3.火を消したら蓋を外し、一口大にカットしたカマンベールチーズを入れ、また蓋をして2分ほど蒸らす。
4.カマンベールチーズが程よくとろけたら、黒胡椒、乾燥パセリをふりかけて出来上がり。
このエチュペとは、フランスで人気の調理法で、オイルやバターと塩、少量の水で蒸し焼きにする調理法のことです。ヘルシーでシンプルな調理法でメスティン調理にピッタリです。レシピは春野菜ですが、秋野菜なら甘みのあるかぼちゃやさつま芋、旨味のでる椎茸でアレンジするのもおすすめ。また、冬野菜なら蓮根、白ネギ、白菜、カブ、山芋などがおすすめだそうです。筆者は、上記のレシピのアスパラなしで作ってみましたが、カマンベールチーズが程よく溶けて、濃厚なクリームシチューのようなコクがあり、手軽でとても満足感がありました。レシピ通りでは、お水の量が少ないのではないかと思いましたが、野菜から水分が出るため、これで十分でした。白菜を入れた場合は、お水なしでも大丈夫かも。次回チャレンジしてみます。
こちらのレシピは、インスタグラマーで写真家の竹村知樹さんのよるもの。フレンチチーズプロムナード2022でも、竹村さんのクッキングショーを開催。Facebook Liveで2022年9月10日、11日にライブ配信されます。チーズの新たな楽しみ方をチェックできますよ。

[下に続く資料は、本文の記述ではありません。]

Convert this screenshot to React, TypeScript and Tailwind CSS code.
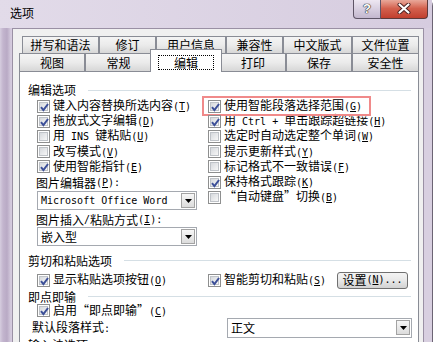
import React from "react";

const mono = "font-['DejaVu_Sans_Mono',monospace] text-[10px]";

function K({ k }: { k: string }) {
  return (
    <span className={mono}>
      (<span className="underline">{k}</span>)
    </span>
  );
}

function M({ children }: { children: React.ReactNode }) {
  return <span className={mono + " whitespace-pre"}>{children}</span>;
}

function Box({ on }: { on?: boolean }) {
  return (
    <span className="relative flex h-[13px] w-[13px] shrink-0 items-center justify-center border border-[#8e8f8f] bg-white">
      <span className="h-[9px] w-[9px] border border-[#bfc3c8] bg-gradient-to-br from-[#d6d9dd] to-[#f7f7f7]" />
      {on && (
        <svg className="absolute left-[1px] top-[1px]" width="11" height="11" viewBox="0 0 11 11">
          <path d="M2 5.2 L4.4 8.2 L9 2" fill="none" stroke="#3c4f98" strokeWidth="2" />
        </svg>
      )}
    </span>
  );
}

function Check({ on, children }: { on?: boolean; children: React.ReactNode }) {
  return (
    <div className="flex h-[15.2px] items-center gap-[3px] whitespace-nowrap">
      <Box on={on} />
      <span>{children}</span>
    </div>
  );
}

function Arrow() {
  return (
    <span className="flex h-[15px] w-[14px] items-center justify-center border border-[#a3a3a3] bg-gradient-to-b from-[#f7f7f7] to-[#dcdcdc]">
      <svg width="7" height="4" viewBox="0 0 7 4">
        <path d="M0 0 H7 L3.5 4 Z" fill="#000" />
      </svg>
    </span>
  );
}

function Heading({ children }: { children: React.ReactNode }) {
  return (
    <div className="flex h-[14px] shrink-0 items-center gap-[12px] whitespace-nowrap">
      <span>{children}</span>
      <div className="mr-[2px] h-px flex-1 bg-[#d5dfe5]" />
    </div>
  );
}

const row1 = [
  { t: "拼写和语法", c: "w-[77px]" },
  { t: "修订", c: "w-[57px]" },
  { t: "用户信息", c: "w-[70px]" },
  { t: "兼容性", c: "w-[57px]" },
  { t: "中文版式", c: "w-[69px]" },
  { t: "文件位置", c: "w-[67px]" },
];

const tabCls =
  "flex h-full items-center justify-center border border-b-0 border-[#898c95] bg-gradient-to-b from-[#f4f4f4] via-[#ebebeb] to-[#d7d7d7]";

export default function App() {
  return (
    <div className="h-[342px] w-[436px] overflow-hidden bg-white font-['Noto_Sans_CJK_SC',sans-serif] text-[12px] leading-[14px] text-black">
      <div className="-mt-[2px] flex h-[352px] w-[433px] flex-col rounded-tr-[8px] border-r border-t border-[#6c6474] bg-[#d8cfe0]">
        {/* title bar */}
        <div className="flex h-[29px] shrink-0 items-start justify-between bg-gradient-to-r from-[#e2dbe9] to-[#d6ccdf]">
          <span className="pl-[10px] pt-[7px]">选项</span>
          <div className="mr-[4px] flex">
            <div className="flex h-[20px] w-[28px] items-center justify-center rounded-bl-[4px] border border-t-0 border-[#5e5466] bg-gradient-to-b from-[#f0eaf4] via-[#d9d0e1] to-[#c3b7ce] font-['Liberation_Sans',sans-serif] text-[13px] font-bold text-white [text-shadow:0_0_1px_#222,0_0_1px_#222,0_0_1px_#222]">
              ?
            </div>
            <div className="flex h-[20px] w-[47px] items-center justify-center rounded-br-[4px] border border-l-0 border-t-0 border-[#5e3a3a] bg-gradient-to-b from-[#eab0a3] via-[#d3604d] to-[#c13f2e]">
              <svg width="14" height="11" viewBox="0 0 14 11">
                <path d="M2.5 1.5 L11.5 9.5 M11.5 1.5 L2.5 9.5" stroke="#4a2020" strokeWidth="4" strokeLinecap="round" />
                <path d="M2.5 1.5 L11.5 9.5 M11.5 1.5 L2.5 9.5" stroke="#fff" strokeWidth="2.2" strokeLinecap="round" />
              </svg>
            </div>
          </div>
        </div>

        <div className="flex flex-1">
          <div className="w-[12px] bg-[linear-gradient(to_right,#d6cddf_0px,#c3b5ce_3px,#b9aac5_7px,#d5cbde_11px)]" />
          <div className="flex flex-1 flex-col border-l border-r border-t border-[#9a90a4] bg-[#f0f0f0] pl-[6px] pr-[4px] pt-[7px]">
            {/* tabs row 1 */}
            <div className="flex h-[17px] shrink-0 pl-[3px]">
              {row1.map((r) => (
                <div key={r.t} className={tabCls + " " + r.c}>
                  {r.t}
                </div>
              ))}
            </div>
            {/* tabs row 2 */}
            <div className="flex h-[18px] shrink-0 items-end">
              <div className={tabCls + " w-[66px]"}>视图</div>
              <div className={tabCls + " w-[67px]"}>常规</div>
              <div className="relative z-10 -mx-[2px] -mb-px flex h-[23px] w-[72px] justify-center border border-b-0 border-[#898c95] bg-white pt-[5px]">
                <span className="flex h-[15px] w-[56px] items-center justify-center border border-dotted border-black">编辑</span>
              </div>
              <div className={tabCls + " w-[66px]"}>打印</div>
              <div className={tabCls + " w-[66px]"}>保存</div>
              <div className={tabCls + " w-[67px]"}>安全性</div>
            </div>

            {/* panel */}
            <div className="flex flex-1 flex-col overflow-hidden border border-[#898c95] bg-white pl-[8px] pr-[5px] pt-[11px]">
              <Heading>编辑选项</Heading>
              <div className="mt-[1.5px] flex shrink-0">
                <div className="flex w-[180px] flex-col">
                  <div className="pl-[9px]">
                    <Check on>
                      键入内容替换所选内容<K k="T" />
                    </Check>
                    <Check on>
                      拖放式文字编辑<K k="D" />
                    </Check>
                    <Check>
                      用<M> INS </M>键粘贴<K k="U" />
                    </Check>
                    <Check>
                      改写模式<K k="V" />
                    </Check>
                    <Check on>
                      使用智能指针<K k="E" />
                    </Check>
                  </div>
                  <div className="mt-[1px] flex h-[15px] items-center pl-[8px]">
                    图片编辑器<K k="P" />
                    <M>:</M>
                  </div>
                  <div className="ml-[9px] mt-[1px] flex h-[19px] w-[160px] items-center justify-between border border-[#a5a9b0] bg-white pl-[3px] pr-px">
                    <M>Microsoft Office Word</M>
                    <Arrow />
                  </div>
                  <div className="mt-[3px] flex h-[14px] items-center pl-[8px]">
                    图片插入<M>/</M>粘贴方式<K k="I" />
                    <M>:</M>
                  </div>
                  <div className="ml-[9px] flex h-[19px] w-[160px] items-center justify-between border border-[#a5a9b0] bg-white pl-[3px] pr-px">
                    <span>嵌入型</span>
                    <Arrow />
                  </div>
                </div>
                <div className="flex flex-col">
                  <div className="relative">
                    <Check on>
                      使用智能段落选择范围<K k="G" />
                    </Check>
                    <div className="absolute -left-[6px] -top-[2.5px] h-[20px] w-[169px] border-2 border-[#f08a8a]" />
                  </div>
                  <Check on>
                    用<M> Ctrl + </M>单击跟踪超链接<K k="H" />
                  </Check>
                  <Check>
                    选定时自动选定整个单词<K k="W" />
                  </Check>
                  <Check>
                    提示更新样式<K k="Y" />
                  </Check>
                  <Check>
                    标记格式不一致错误<K k="F" />
                  </Check>
                  <Check on>
                    保持格式跟踪<K k="K" />
                  </Check>
                  <Check>
                    “自动键盘”切换<K k="B" />
                  </Check>
                </div>
              </div>

              <div className="mt-[7.5px]">
                <Heading>剪切和粘贴选项</Heading>
              </div>
              <div className="mt-[3.5px] flex h-[18px] shrink-0 items-center">
                <div className="w-[180px] pl-[9px]">
                  <Check on>
                    显示粘贴选项按钮<K k="O" />
                  </Check>
                </div>
                <Check on>
                  智能剪切和粘贴<K k="S" />
                </Check>
                <div className="flex-1" />
                <div className="mr-[5px] flex h-[17px] w-[71px] items-center justify-center rounded-[3px] border border-[#707070] bg-gradient-to-b from-[#f4f4f4] via-[#e8e8e8] to-[#d2d2d2] whitespace-nowrap">
                  设置<K k="N" />
                  <M>...</M>
                </div>
              </div>
              <div className="mt-[0.5px]">
                <Heading>即点即输</Heading>
              </div>
              <div className="flex h-[14px] shrink-0 items-center pl-[9px]">
                <Check on>
                  启用“即点即输”<K k="C" />
                </Check>
              </div>
              <div className="flex h-[20px] shrink-0 items-center">
                <div className="w-[199px] pl-[4px]">
                  默认段落样式<M>:</M>
                </div>
                <div className="flex h-[20px] w-[185px] items-center justify-between border border-[#a5a9b0] bg-white pl-[3px] pr-px">
                  <span>正文</span>
                  <Arrow />
                </div>
              </div>
              <Heading>输入法选项</Heading>
            </div>
          </div>
          <div className="w-[8px]" />
        </div>
      </div>
    </div>
  );
}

ワイン大国のフランスは、チーズ大国でもあります。チーズの種類も多いですが、アレンジもさまざま。チーズそのものがおいしいので、そのまま食べることが多かったですが、ちょっとしたひと手間を加えるだけで、バリエーションが広がることがわかりました。お気に入りのチーズを持って、キャンプに出かけたくなりますね。